While the historical origin of the term is unclear, it has been particularly popularized by the Nobel-winning Italian playwright Dario Fo. His 1969 show Mistero Buffo ("Comic Mystery Play") was a satirical touring performance involving sketches based on mediaeval sources, told in Fo's own grammelots constructed from Gallo-Italian languages and phonemes from modern languages (he has coined separate Italian, French and American grammelots). In his Nobel lecture, Fo referred to the 16th-century Italian playwright Ruzzante's invention of a similar language based on Italian dialects, Latin, Spanish, German and onomatopoeic sounds.

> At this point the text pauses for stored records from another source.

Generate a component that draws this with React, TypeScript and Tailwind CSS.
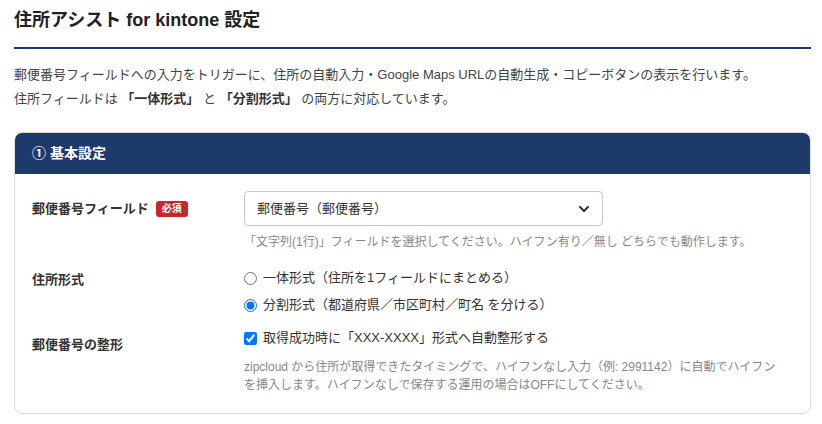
import React from "react";
import { ChevronDown } from "lucide-react";

const FONT = {
  fontFamily:
    '"Liberation Sans", "Noto Sans CJK JP", "Noto Sans", sans-serif',
};

export default function App() {
  return (
    <div className="min-h-[424px] bg-white px-[14px] pr-[11px] pt-[6px] text-[#333]" style={FONT}>
      {/* Page header */}
      <h1 className="border-b-2 border-[#1e3a6b] pb-[13px] text-[18px] font-bold leading-[28px] text-[#222]">
        住所アシスト for kintone 設定
      </h1>
      <p className="mt-[14px] text-[13px] leading-[24px] text-[#444]">
        郵便番号フィールドへの入力をトリガーに、住所の自動入力・Google Maps URLの自動生成・コピーボタンの表示を行います。
        <br />
        住所フィールドは <b className="text-[#333]">「一体形式」</b> と{" "}
        <b className="text-[#333]">「分割形式」</b> の両方に対応しています。
      </p>

      {/* Settings card */}
      <div className="mt-[21px] overflow-hidden rounded-[8px] border border-[#dcdcdc]">
        <div className="flex h-[41px] items-center bg-[#1e3a6b] px-[17px] text-[14px] font-bold text-white">
          ① 基本設定
        </div>
        <div className="px-[17px] pt-[17px] pb-[19px]">
          {/* Row 1 */}
          <div className="grid grid-cols-[212px_1fr]">
            <div className="flex h-[35px] items-center gap-[7px] text-[13px] font-bold">
              郵便番号フィールド
              <span className="rounded-[3px] bg-[#c62828] px-[6px] text-[10px] leading-[16px] font-bold text-white">
                必須
              </span>
            </div>
            <div>
              <div className="flex h-[35px] w-[359px] items-center justify-between rounded-[4px] border border-[#c8c8c8] pr-[10px] pl-[12px] text-[13px]">
                郵便番号（郵便番号）
                <ChevronDown size={16} strokeWidth={3} className="text-[#333]" />
              </div>
              <p className="mt-[7px] text-[12px] leading-[18px] text-[#888]">
                「文字列(1行)」フィールドを選択してください。ハイフン有り／無し どちらでも動作します。
              </p>
            </div>
          </div>

          {/* Row 2 */}
          <div className="mt-[17px] grid grid-cols-[212px_1fr]">
            <div className="pt-[2px] text-[13px] font-bold leading-[20px]">住所形式</div>
            <div className="flex flex-col gap-[7px] text-[13px] leading-[20px]">
              <label className="flex items-center gap-[6px]">
                <input type="radio" name="fmt" className="m-0 h-[13px] w-[13px]" readOnly />
                一体形式（住所を1フィールドにまとめる）
              </label>
              <label className="flex items-center gap-[6px]">
                <input type="radio" name="fmt" className="m-0 h-[13px] w-[13px]" defaultChecked />
                分割形式（都道府県／市区町村／町名 を分ける）
              </label>
            </div>
          </div>

          {/* Row 3 */}
          <div className="mt-[13px] grid grid-cols-[212px_1fr]">
            <div className="pt-[7px] text-[13px] font-bold leading-[20px]">郵便番号の整形</div>
            <div>
              <label className="flex items-center gap-[6px] text-[13px] leading-[20px]">
                <input type="checkbox" className="m-0 h-[13px] w-[13px]" defaultChecked />
                取得成功時に「XXX-XXXX」形式へ自動整形する
              </label>
              <p className="mt-[10px] text-[12px] leading-[18px] text-[#888]">
                zipcloud から住所が取得できたタイミングで、ハイフンなし入力（例: 2991142）に自動でハイフン
                <br />
                を挿入します。ハイフンなしで保存する運用の場合はOFFにしてください。
              </p>
            </div>
          </div>
        </div>
      </div>
    </div>
  );
}
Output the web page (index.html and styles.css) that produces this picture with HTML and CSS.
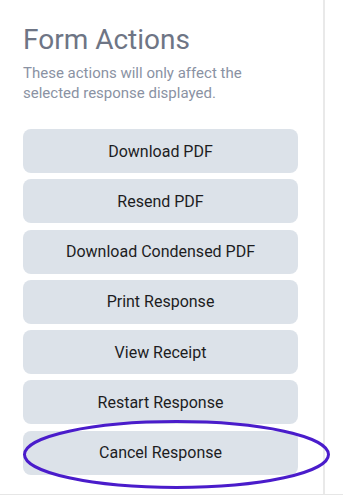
FILE: index.html
```html
<html>
<head>
    <meta charset="utf-8">
    <link rel="stylesheet" href="styles.css">
</head>

<body>
    <div class="page">
        <div class="panel">
            <h1 class="title">Form Actions</h1>
            <p class="hint">These actions will only affect the selected response displayed.</p>
            <div class="actions">
                <button type="button" class="button">Download PDF</button>
                <button type="button" class="button">Resend PDF</button>
                <button type="button" class="button">Download Condensed PDF</button>
                <button type="button" class="button">Print Response</button>
                <button type="button" class="button">View Receipt</button>
                <button type="button" class="button">Restart Response</button>
                <div class="marked">
                    <button type="button" class="button">Cancel Response</button>
                    <svg class="circle" width="309" height="72" viewBox="0 0 309 72">
                        <ellipse cx="154.5" cy="34.5" rx="152" ry="33" fill="none" stroke="#4a1ccb" stroke-width="3"/>
                    </svg>
                </div>
            </div>
        </div>
    </div>
</body>
</html>
```

FILE: styles.css
```css
body {
    margin: 0;
    background: #fff;
    font-family: Roboto, "Noto Sans", sans-serif;
}

.page {
    height: 494px;
    border-bottom: 1px solid #e6e6e6;
}

.panel {
    height: 100%;
    padding: 0 25px 0 23px;
    box-sizing: content-box;
    width: 275px;
    border-right: 2px solid #e9e9e9;
}

.title {
    margin: 0;
    padding-top: 23px;
    font-size: 28px;
    line-height: 34px;
    font-weight: 400;
    color: #6e7585;
}

.hint {
    margin: 6px 0 0 0;
    font-size: 15px;
    line-height: 20px;
    color: #8a92a3;
}

.actions {
    display: flex;
    flex-direction: column;
    gap: 6.3px;
    margin-top: 26px;
}

.button {
    display: block;
    width: 100%;
    height: 44px;
    border: none;
    border-radius: 8px;
    background-color: #dce2e9;
    color: #1d1d1f;
    font-family: Roboto, "Noto Sans", sans-serif;
    font-size: 16px;
    padding: 0;
}

.marked {
    position: relative;
}

    .marked .circle {
        position: absolute;
        left: -1px;
        top: -11px;
        pointer-events: none;
    }
```
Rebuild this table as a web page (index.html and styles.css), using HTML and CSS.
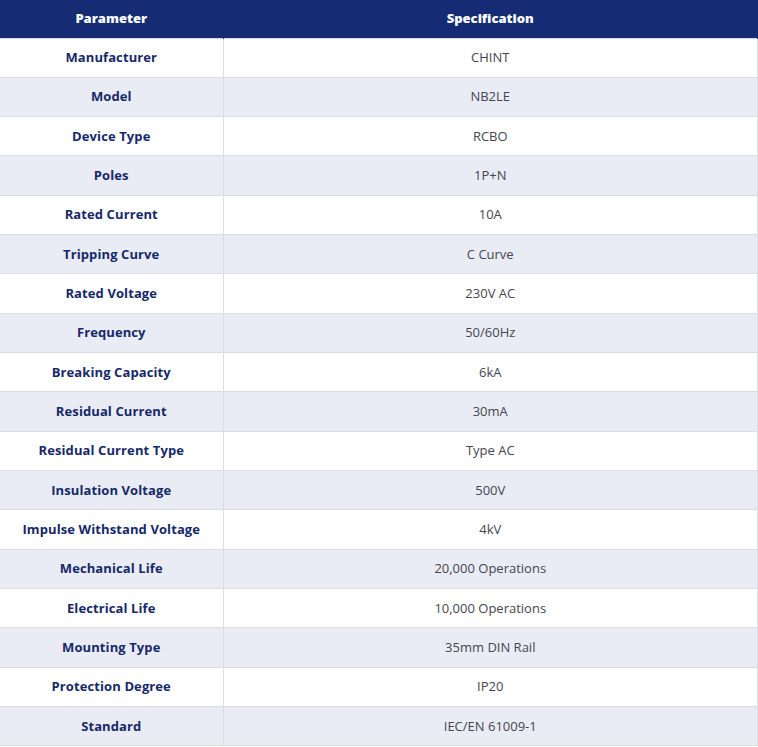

Another notable modern Italian exponent is the Milan actor/writer Gianni Ferrario. Voice actor Carlo Bonomi, also from Milan, used grammelot to voice Osvaldo Cavandoli's cartoon La Linea and many years later, outside Italy, Otmar Gutmann's Pingu. Mainstream comics have also used Grammelot-like language: for instance, Stanley Unwin. The Canadian circus and entertainment troupe Cirque du Soleil uses in its routines similar forms of language; journalists often term them "Cirquish", but Cirque du Soleil's own staff use the word "Grommelot".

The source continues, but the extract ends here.